Cunningham rose through the ranks and became police chief in 1962, serving the city until his retirement in 1978.
George Corey, a longtime friend and former San Bruno mayor, said Cunningham was well-respected and had a soft-spoken nature that could calm a room of angry homeowners.
"I never heard Russ raise his voice," Corey said. "He was one of those people who had the ability to talk, and even if something was going on, people would listen."
A 63-year resident of San Bruno, he shopped locally, raised his children in the city and was a "hometown kind of guy," Corey said.
"No one was ever more loved in that city ... than Russ," he said
San Bruno Police Capt. Russ Nicolopulos, said his former chief never shied from working directly with the community.
"He was straightforward, a gentleman and very, very professional," he said.
Active in groups including the Peninsula Peace Officers Association and the San Mateo County Police Chiefs, Cunningham was known to visit the police department after his retirement.
Despite San Bruno's small-town beginnings, Cunningham saw his share of excitement during his career.
Among the cases that stood out in his career, Cunningham told the San Bruno Herald upon his retirement, was the 1961 arrest of the "hat gang," four men who robbed banks and supermarkets throughout the country wearing topcoats and pork pie hats.
Twelve FBI agents and San Bruno's entire department watched the robbers' San Bruno apartment for a week.
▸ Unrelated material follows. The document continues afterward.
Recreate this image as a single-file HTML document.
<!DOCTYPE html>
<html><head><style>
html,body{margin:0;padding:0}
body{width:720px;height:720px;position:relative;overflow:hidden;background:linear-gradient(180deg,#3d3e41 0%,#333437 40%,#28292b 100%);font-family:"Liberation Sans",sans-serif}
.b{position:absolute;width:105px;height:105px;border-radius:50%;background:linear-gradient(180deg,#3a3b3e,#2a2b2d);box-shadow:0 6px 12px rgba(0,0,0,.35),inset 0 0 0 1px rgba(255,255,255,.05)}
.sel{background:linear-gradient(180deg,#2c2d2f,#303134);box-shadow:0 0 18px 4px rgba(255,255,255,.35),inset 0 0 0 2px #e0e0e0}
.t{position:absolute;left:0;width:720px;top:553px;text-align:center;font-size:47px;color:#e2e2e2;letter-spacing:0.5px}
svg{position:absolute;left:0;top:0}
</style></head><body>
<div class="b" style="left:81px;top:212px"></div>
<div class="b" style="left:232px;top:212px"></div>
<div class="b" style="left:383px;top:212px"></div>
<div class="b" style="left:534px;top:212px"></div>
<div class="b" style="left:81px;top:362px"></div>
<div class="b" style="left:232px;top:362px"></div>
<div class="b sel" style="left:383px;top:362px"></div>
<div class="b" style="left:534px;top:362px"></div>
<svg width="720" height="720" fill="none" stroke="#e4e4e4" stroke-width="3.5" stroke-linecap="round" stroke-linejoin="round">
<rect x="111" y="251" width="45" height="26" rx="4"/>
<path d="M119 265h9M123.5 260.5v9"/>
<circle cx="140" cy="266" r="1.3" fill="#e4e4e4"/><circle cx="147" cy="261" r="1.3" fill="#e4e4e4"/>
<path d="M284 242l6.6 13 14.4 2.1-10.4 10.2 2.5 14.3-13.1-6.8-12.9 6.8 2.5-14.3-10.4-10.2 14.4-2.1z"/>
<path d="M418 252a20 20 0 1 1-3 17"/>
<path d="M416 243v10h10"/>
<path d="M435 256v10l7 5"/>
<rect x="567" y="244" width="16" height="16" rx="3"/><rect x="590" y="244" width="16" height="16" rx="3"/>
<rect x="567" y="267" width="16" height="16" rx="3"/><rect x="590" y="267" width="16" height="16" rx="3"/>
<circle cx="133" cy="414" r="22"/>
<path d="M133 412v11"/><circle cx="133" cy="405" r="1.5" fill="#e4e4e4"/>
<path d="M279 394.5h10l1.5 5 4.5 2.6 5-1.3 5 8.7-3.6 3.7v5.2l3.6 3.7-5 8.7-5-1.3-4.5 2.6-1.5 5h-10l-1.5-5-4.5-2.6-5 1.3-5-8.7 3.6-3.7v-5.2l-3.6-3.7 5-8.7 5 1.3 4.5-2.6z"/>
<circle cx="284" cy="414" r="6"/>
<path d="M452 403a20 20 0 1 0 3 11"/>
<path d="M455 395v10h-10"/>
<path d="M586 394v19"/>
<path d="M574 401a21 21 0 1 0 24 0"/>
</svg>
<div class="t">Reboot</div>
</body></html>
One robber was killed and three were arrested during a subsequent shoot-out with police.
In 1946, Cunningham himself was shot -- twice -- once in the abdomen and once in the wrist. He and another officer pulled over a man who had burglarized a local restaurant and shot at them as he ran from the car.
The man was re-arrested, years later, for another burglary, and Cunningham had the opportunity to serve him breakfast in jail.
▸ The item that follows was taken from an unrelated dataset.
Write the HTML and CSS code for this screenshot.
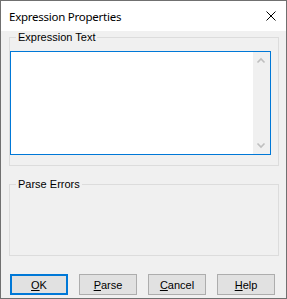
FILE: index.html
```html
<!DOCTYPE html>
<html lang="en">
<head>
  <meta charset="UTF-8">
  <title>Expression Properties</title>
  <link rel="stylesheet" href="styles.css">
</head>
<body>

  <div class="dialog">
    <div class="titlebar">
      <span class="title">Expression Properties</span>
      <svg class="close" width="10" height="10" viewBox="0 0 10 10">
        <path d="M0.5 0.5 L9.5 9.5 M9.5 0.5 L0.5 9.5" stroke="#000" stroke-width="1" fill="none"/>
      </svg>
    </div>

    <div class="content">
      <fieldset class="group group-expr">
        <legend>Expression Text</legend>
        <div class="editbox">
          <div class="edit-area"></div>
          <div class="scrollbar">
            <div class="scroll-btn">
              <svg width="17" height="17" viewBox="0 0 17 17">
                <polyline points="4.5,10.5 8,7 11.5,10.5" stroke="#bfbfbf" stroke-width="1.6" fill="none"/>
              </svg>
            </div>
            <div class="scroll-btn">
              <svg width="17" height="17" viewBox="0 0 17 17">
                <polyline points="4.5,6.5 8,10 11.5,6.5" stroke="#bfbfbf" stroke-width="1.6" fill="none"/>
              </svg>
            </div>
          </div>
        </div>
      </fieldset>

      <fieldset class="group group-errors">
        <legend>Parse Errors</legend>
      </fieldset>

      <div class="buttons">
        <button class="btn btn-default"><u>O</u>K</button>
        <button class="btn"><u>P</u>arse</button>
        <button class="btn"><u>C</u>ancel</button>
        <button class="btn"><u>H</u>elp</button>
      </div>
    </div>
  </div>

</body>
</html>
```

FILE: styles.css
```css
* {
  box-sizing: border-box;
}

body {
  margin: 0;
  padding: 0;
  background: #f0f0f0;
  font-family: 'Liberation Sans', Arial, sans-serif;
  font-size: 11px;
}

.dialog {
  width: 287px;
  height: 299px;
  border: 1px solid #707070;
  background: #f0f0f0;
  display: flex;
  flex-direction: column;
}

.titlebar {
  height: 30px;
  background: #fff;
  display: flex;
  align-items: center;
  justify-content: space-between;
  padding: 0 10px 0 8px;
}

.title {
  font-family: 'Noto Sans', sans-serif;
  font-size: 11.5px;
  letter-spacing: -0.25px;
  color: #000;
}

.close {
  display: block;
}

.content {
  flex: 1;
  display: flex;
  flex-direction: column;
}

.group {
  margin: 0 7px 0 8px;
  padding: 0;
  border: 1px solid #dcdcdc;
  min-width: 0;
}

.group legend {
  margin-left: 6px;
  padding: 0 2px;
  font-size: 11px;
  line-height: 13px;
  color: #000;
}

.group-expr {
  padding: 7px 7px 10px 0;
}

.group-errors {
  margin-top: 12px;
  height: 78px;
}

.editbox {
  height: 104px;
  border: 1px solid #0078d7;
  background: #fff;
  display: flex;
}

.edit-area {
  flex: 1;
}

.scrollbar {
  width: 17px;
  background: #f0f0f0;
  display: flex;
  flex-direction: column;
  justify-content: space-between;
}

.scroll-btn svg {
  display: block;
}

.buttons {
  display: flex;
  gap: 11px;
  margin-top: 18px;
  padding-left: 9px;
}

.btn {
  width: 58px;
  height: 21px;
  padding: 0;
  background: #e1e1e1;
  border: 1px solid #adadad;
  border-radius: 0;
  font-family: 'Liberation Sans', Arial, sans-serif;
  font-size: 11px;
  color: #000;
}

.btn u {
  text-underline-offset: 1px;
}

.btn-default {
  border: 2px solid #0078d7;
}
```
"Really, I (held) no animosity to the fellow," Cunningham said later, in an interview in the 1970s with San Bruno's Bicentennial Heritage Committee.
"That's his way of living, and I was getting paid to perform my duties, so I took breakfast to him in the morning."
He is survived by his wife of 66 years, Rose Cunningham of Pebble Beach; daughters Suzanne Caughey of Prunedale and Rosanne Seratti of San Jose; brothers Robert and Donald Cunningham, both of Redwood City; four grandchildren and three great-grandchildren.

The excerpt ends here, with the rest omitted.